Copy out the data below as written; omit any images.

**INFORMATION SUPPLIED:**

"""

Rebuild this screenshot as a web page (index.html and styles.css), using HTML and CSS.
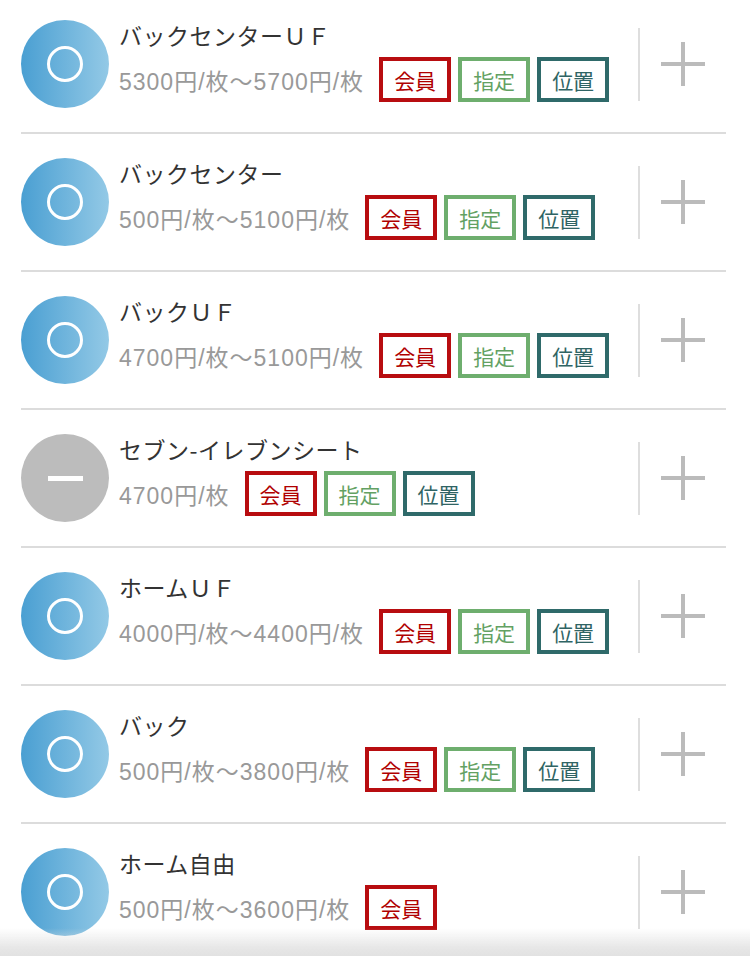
FILE: index.html
```html
<!DOCTYPE html>
<html lang="ja">
<head>
<meta charset="utf-8">
<link rel="stylesheet" href="styles.css">
</head>
<body>
<ul class="list">
  <li class="row">
    <div class="badge on"><span class="ring"></span></div>
    <div class="info">
      <div class="title">バックセンターＵＦ</div>
      <div class="line"><span class="price">5300円/枚～5700円/枚</span><span class="tag red">会員</span><span class="tag green">指定</span><span class="tag teal">位置</span></div>
    </div>
    <div class="add"><span class="plus"></span></div>
  </li>
  <li class="row">
    <div class="badge on"><span class="ring"></span></div>
    <div class="info">
      <div class="title">バックセンター</div>
      <div class="line"><span class="price">500円/枚～5100円/枚</span><span class="tag red">会員</span><span class="tag green">指定</span><span class="tag teal">位置</span></div>
    </div>
    <div class="add"><span class="plus"></span></div>
  </li>
  <li class="row">
    <div class="badge on"><span class="ring"></span></div>
    <div class="info">
      <div class="title">バックＵＦ</div>
      <div class="line"><span class="price">4700円/枚～5100円/枚</span><span class="tag red">会員</span><span class="tag green">指定</span><span class="tag teal">位置</span></div>
    </div>
    <div class="add"><span class="plus"></span></div>
  </li>
  <li class="row">
    <div class="badge off"><span class="bar"></span></div>
    <div class="info">
      <div class="title">セブン-イレブンシート</div>
      <div class="line"><span class="price">4700円/枚</span><span class="tag red">会員</span><span class="tag green">指定</span><span class="tag teal">位置</span></div>
    </div>
    <div class="add"><span class="plus"></span></div>
  </li>
  <li class="row">
    <div class="badge on"><span class="ring"></span></div>
    <div class="info">
      <div class="title">ホームＵＦ</div>
      <div class="line"><span class="price">4000円/枚～4400円/枚</span><span class="tag red">会員</span><span class="tag green">指定</span><span class="tag teal">位置</span></div>
    </div>
    <div class="add"><span class="plus"></span></div>
  </li>
  <li class="row">
    <div class="badge on"><span class="ring"></span></div>
    <div class="info">
      <div class="title">バック</div>
      <div class="line"><span class="price">500円/枚～3800円/枚</span><span class="tag red">会員</span><span class="tag green">指定</span><span class="tag teal">位置</span></div>
    </div>
    <div class="add"><span class="plus"></span></div>
  </li>
  <li class="row">
    <div class="badge on"><span class="ring"></span></div>
    <div class="info">
      <div class="title">ホーム自由</div>
      <div class="line"><span class="price">500円/枚～3600円/枚</span><span class="tag red">会員</span></div>
    </div>
    <div class="add"><span class="plus"></span></div>
  </li>
</ul>
<div class="shade"></div>
</body>
</html>
```
FILE: styles.css
```css
html, body {
  margin: 0;
  padding: 0;
  background: #fff;
  font-family: "Noto Sans CJK JP", "Noto Sans", sans-serif;
  overflow: hidden;
}
.list {
  list-style: none;
  margin: -4px 24px 0 21px;
  padding: 0;
}
.row {
  display: flex;
  align-items: center;
  height: 136px;
  border-bottom: 2px solid #dcdcdc;
}
.badge {
  width: 88px;
  height: 88px;
  border-radius: 50%;
  flex: none;
  display: flex;
  align-items: center;
  justify-content: center;
}
.badge.on {
  background: linear-gradient(90deg, #4a9fd2 0%, #93c9e6 100%);
}
.badge.off {
  background: #bcbcbc;
}
.ring {
  width: 30px;
  height: 30px;
  border: 3px solid #fff;
  border-radius: 50%;
}
.bar {
  width: 35px;
  height: 5px;
  background: #fff;
}
.info {
  flex: 1;
  min-width: 0;
  margin-left: 10px;
  padding-bottom: 6px;
}
.title {
  font-size: 23px;
  line-height: 30px;
  color: #333;
  letter-spacing: 0.5px;
  white-space: nowrap;
}
.line {
  display: flex;
  align-items: center;
  margin-top: 7px;
}
.price {
  font-family: "Liberation Sans", "Noto Sans CJK JP", sans-serif;
  font-size: 23px;
  letter-spacing: 1px;
  color: #999;
  white-space: nowrap;
  margin-right: 15px;
}
.tag {
  box-sizing: border-box;
  height: 45px;
  width: 72px;
  border: 4px solid;
  display: flex;
  align-items: center;
  justify-content: center;
  font-size: 21px;
  margin-right: 7px;
  flex: none;
}
.tag.red { border-color: #b80d10; color: #b00000; }
.tag.green { border-color: #6eae6e; color: #63a163; }
.tag.teal { border-color: #2f6a6a; color: #2f6464; }
.add {
  flex: none;
  width: 86px;
  height: 73px;
  border-left: 2px solid #dedede;
  display: flex;
  align-items: center;
  justify-content: center;
  margin-left: 4px;
}
.plus {
  position: relative;
  width: 44px;
  height: 44px;
}
.plus::before,
.plus::after {
  content: "";
  position: absolute;
  background: #bbb;
}
.plus::before {
  left: 20px;
  top: 0;
  width: 4px;
  height: 44px;
}
.plus::after {
  top: 20px;
  left: 0;
  width: 44px;
  height: 4px;
}
.shade {
  position: fixed;
  left: 0;
  right: 0;
  bottom: 0;
  height: 28px;
  background: linear-gradient(180deg, rgba(230,230,230,0) 0%, rgba(225,225,225,0.8) 70%, #e2e2e2 100%);
}
```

"""

**RESPONSE:**
Rebuild this screenshot as a web page (index.html and styles.css), using HTML and CSS.
FILE: index.html
```html
<!DOCTYPE html>
<html lang="ja">
<head>
<meta charset="utf-8">
<link rel="stylesheet" href="styles.css">
</head>
<body>
<ul class="list">
  <li class="row">
    <div class="badge on"><span class="ring"></span></div>
    <div class="info">
      <div class="title">バックセンターＵＦ</div>
      <div class="line"><span class="price">5300円/枚～5700円/枚</span><span class="tag red">会員</span><span class="tag green">指定</span><span class="tag teal">位置</span></div>
    </div>
    <div class="add"><span class="plus"></span></div>
  </li>
  <li class="row">
    <div class="badge on"><span class="ring"></span></div>
    <div class="info">
      <div class="title">バックセンター</div>
      <div class="line"><span class="price">500円/枚～5100円/枚</span><span class="tag red">会員</span><span class="tag green">指定</span><span class="tag teal">位置</span></div>
    </div>
    <div class="add"><span class="plus"></span></div>
  </li>
  <li class="row">
    <div class="badge on"><span class="ring"></span></div>
    <div class="info">
      <div class="title">バックＵＦ</div>
      <div class="line"><span class="price">4700円/枚～5100円/枚</span><span class="tag red">会員</span><span class="tag green">指定</span><span class="tag teal">位置</span></div>
    </div>
    <div class="add"><span class="plus"></span></div>
  </li>
  <li class="row">
    <div class="badge off"><span class="bar"></span></div>
    <div class="info">
      <div class="title">セブン-イレブンシート</div>
      <div class="line"><span class="price">4700円/枚</span><span class="tag red">会員</span><span class="tag green">指定</span><span class="tag teal">位置</span></div>
    </div>
    <div class="add"><span class="plus"></span></div>
  </li>
  <li class="row">
    <div class="badge on"><span class="ring"></span></div>
    <div class="info">
      <div class="title">ホームＵＦ</div>
      <div class="line"><span class="price">4000円/枚～4400円/枚</span><span class="tag red">会員</span><span class="tag green">指定</span><span class="tag teal">位置</span></div>
    </div>
    <div class="add"><span class="plus"></span></div>
  </li>
  <li class="row">
    <div class="badge on"><span class="ring"></span></div>
    <div class="info">
      <div class="title">バック</div>
      <div class="line"><span class="price">500円/枚～3800円/枚</span><span class="tag red">会員</span><span class="tag green">指定</span><span class="tag teal">位置</span></div>
    </div>
    <div class="add"><span class="plus"></span></div>
  </li>
  <li class="row">
    <div class="badge on"><span class="ring"></span></div>
    <div class="info">
      <div class="title">ホーム自由</div>
      <div class="line"><span class="price">500円/枚～3600円/枚</span><span class="tag red">会員</span></div>
    </div>
    <div class="add"><span class="plus"></span></div>
  </li>
</ul>
<div class="shade"></div>
</body>
</html>
```
FILE: styles.css
```css
html, body {
  margin: 0;
  padding: 0;
  background: #fff;
  font-family: "Noto Sans CJK JP", "Noto Sans", sans-serif;
  overflow: hidden;
}
.list {
  list-style: none;
  margin: -4px 24px 0 21px;
  padding: 0;
}
.row {
  display: flex;
  align-items: center;
  height: 136px;
  border-bottom: 2px solid #dcdcdc;
}
.badge {
  width: 88px;
  height: 88px;
  border-radius: 50%;
  flex: none;
  display: flex;
  align-items: center;
  justify-content: center;
}
.badge.on {
  background: linear-gradient(90deg, #4a9fd2 0%, #93c9e6 100%);
}
.badge.off {
  background: #bcbcbc;
}
.ring {
  width: 30px;
  height: 30px;
  border: 3px solid #fff;
  border-radius: 50%;
}
.bar {
  width: 35px;
  height: 5px;
  background: #fff;
}
.info {
  flex: 1;
  min-width: 0;
  margin-left: 10px;
  padding-bottom: 6px;
}
.title {
  font-size: 23px;
  line-height: 30px;
  color: #333;
  letter-spacing: 0.5px;
  white-space: nowrap;
}
.line {
  display: flex;
  align-items: center;
  margin-top: 7px;
}
.price {
  font-family: "Liberation Sans", "Noto Sans CJK JP", sans-serif;
  font-size: 23px;
  letter-spacing: 1px;
  color: #999;
  white-space: nowrap;
  margin-right: 15px;
}
.tag {
  box-sizing: border-box;
  height: 45px;
  width: 72px;
  border: 4px solid;
  display: flex;
  align-items: center;
  justify-content: center;
  font-size: 21px;
  margin-right: 7px;
  flex: none;
}
.tag.red { border-color: #b80d10; color: #b00000; }
.tag.green { border-color: #6eae6e; color: #63a163; }
.tag.teal { border-color: #2f6a6a; color: #2f6464; }
.add {
  flex: none;
  width: 86px;
  height: 73px;
  border-left: 2px solid #dedede;
  display: flex;
  align-items: center;
  justify-content: center;
  margin-left: 4px;
}
.plus {
  position: relative;
  width: 44px;
  height: 44px;
}
.plus::before,
.plus::after {
  content: "";
  position: absolute;
  background: #bbb;
}
.plus::before {
  left: 20px;
  top: 0;
  width: 4px;
  height: 44px;
}
.plus::after {
  top: 20px;
  left: 0;
  width: 44px;
  height: 4px;
}
.shade {
  position: fixed;
  left: 0;
  right: 0;
  bottom: 0;
  height: 28px;
  background: linear-gradient(180deg, rgba(230,230,230,0) 0%, rgba(225,225,225,0.8) 70%, #e2e2e2 100%);
}
```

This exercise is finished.